To create a scalable platform, the researchers developed a new fabrication technique. Their method produces photonic chips with tiny structures that curve upward off the chip’s surface to shine laser beams into free space. They built the “ski jumps” for light by creating two-layer structures from two different materials. Each material expands differently when it cools down from the high fabrication temperatures.

The researchers designed the structures with special patterns in each layer so that, when the temperature changes, the difference in strain between the materials causes the entire structure to curve upward as it cools.

This is the same effect as in an old-fashioned thermostat, which utilizes a coil of two metallic materials that curl and uncurl based on the temperature in the room, triggering the HVAC system. “Both of these materials, silicon nitride and aluminum nitride, were separate technologies. Finding a way to put them together was really the fabrication innovation that enables the ski jumps. This would not have been possible without the contributions of Matt Eichenfield and Andrew Leenheer at Sandia National Labs,” Wen said.

On the chip, connected waveguides funnel light to the ski jump structures. The researchers use a series of modulators to control how that light is turned on and off, enabling them to project light off the chip and move it around in free space.

No error-correction required

“This system is so stable we do not need to correct for errors. The pattern stays perfectly still on its own. We just calculate what color lasers need to be on at a given time and then turn it on,” he said.

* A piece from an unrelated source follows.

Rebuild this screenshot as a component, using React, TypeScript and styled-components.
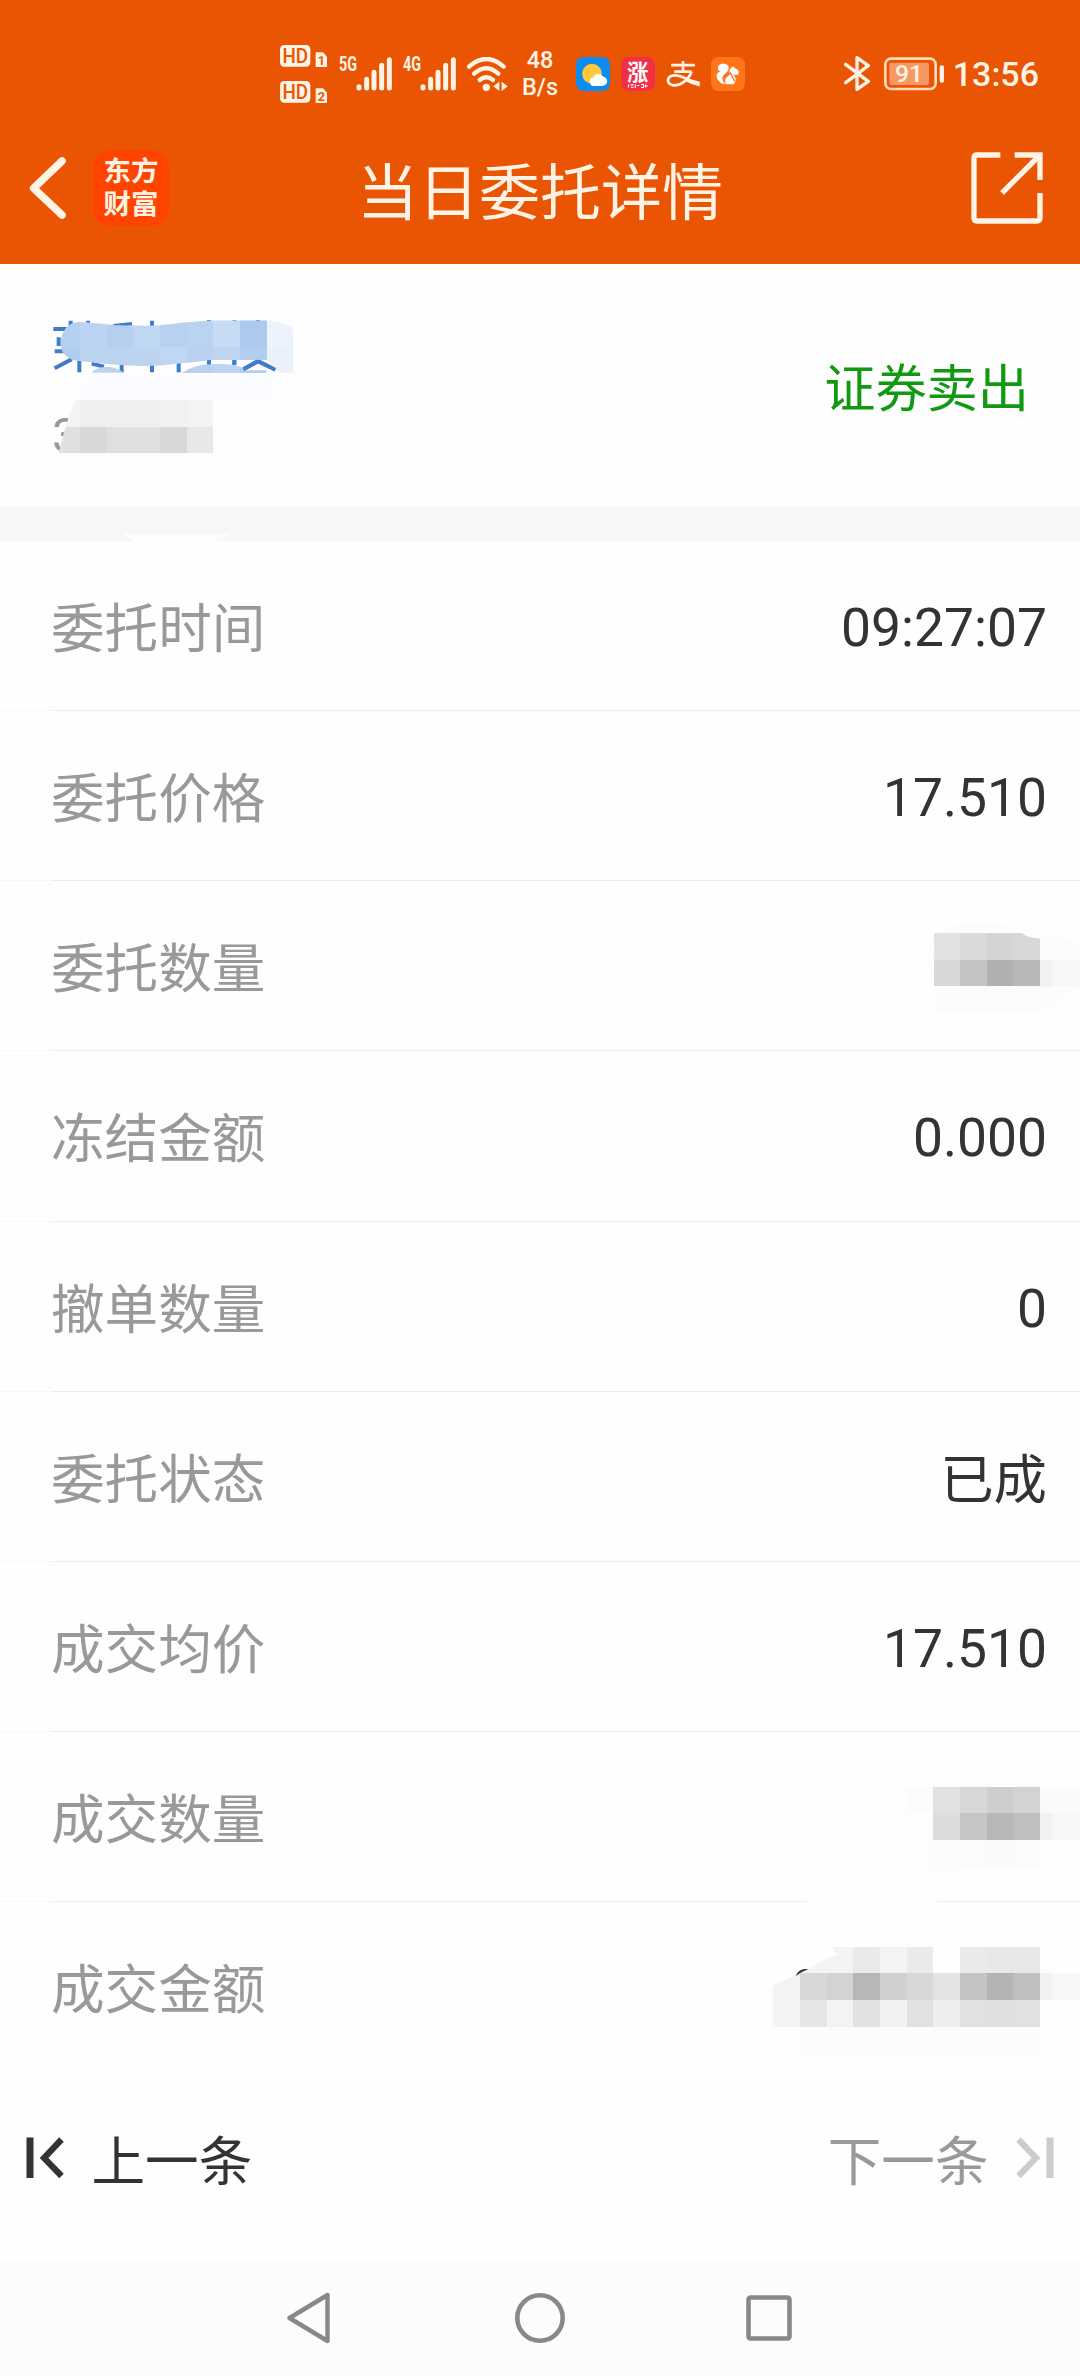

Because the individual points of light, or pixels, are so tiny, the researchers can use this platform to generate extremely high-resolution displays. For instance, with their technique, 30,000 pixels can be fit into the same area that can hold only two pixels used in smart phone displays, Wen said. “Our platform is the ideal optical engine because our pixels are at the physical limit of how small a pixel can be,” he added.

Beyond high-resolution displays and larger quantum computers with diamond-based qubits, the method could be used to produce lidars that are small enough to fit on tiny robots. It could also be utilized in 3D printing processes that fabricate objects using lasers to cure layers of resin. Because their chip generates controllable beams of light so rapidly, it could greatly increase the speed of these printing processes, allowing users to create more complex objects.

In the future, the researchers want to scale their system up and conduct additional experiments on the yield and uniformity of the light, design a larger system to capture light from an array of photonic chips with “ski jumps,” and conduct robustness tests to see how long the devices last. “We envision this opening the door to a new class of lab-on-chip capabilities and lithographically defined micro-opto-robotic agents,” said Wen.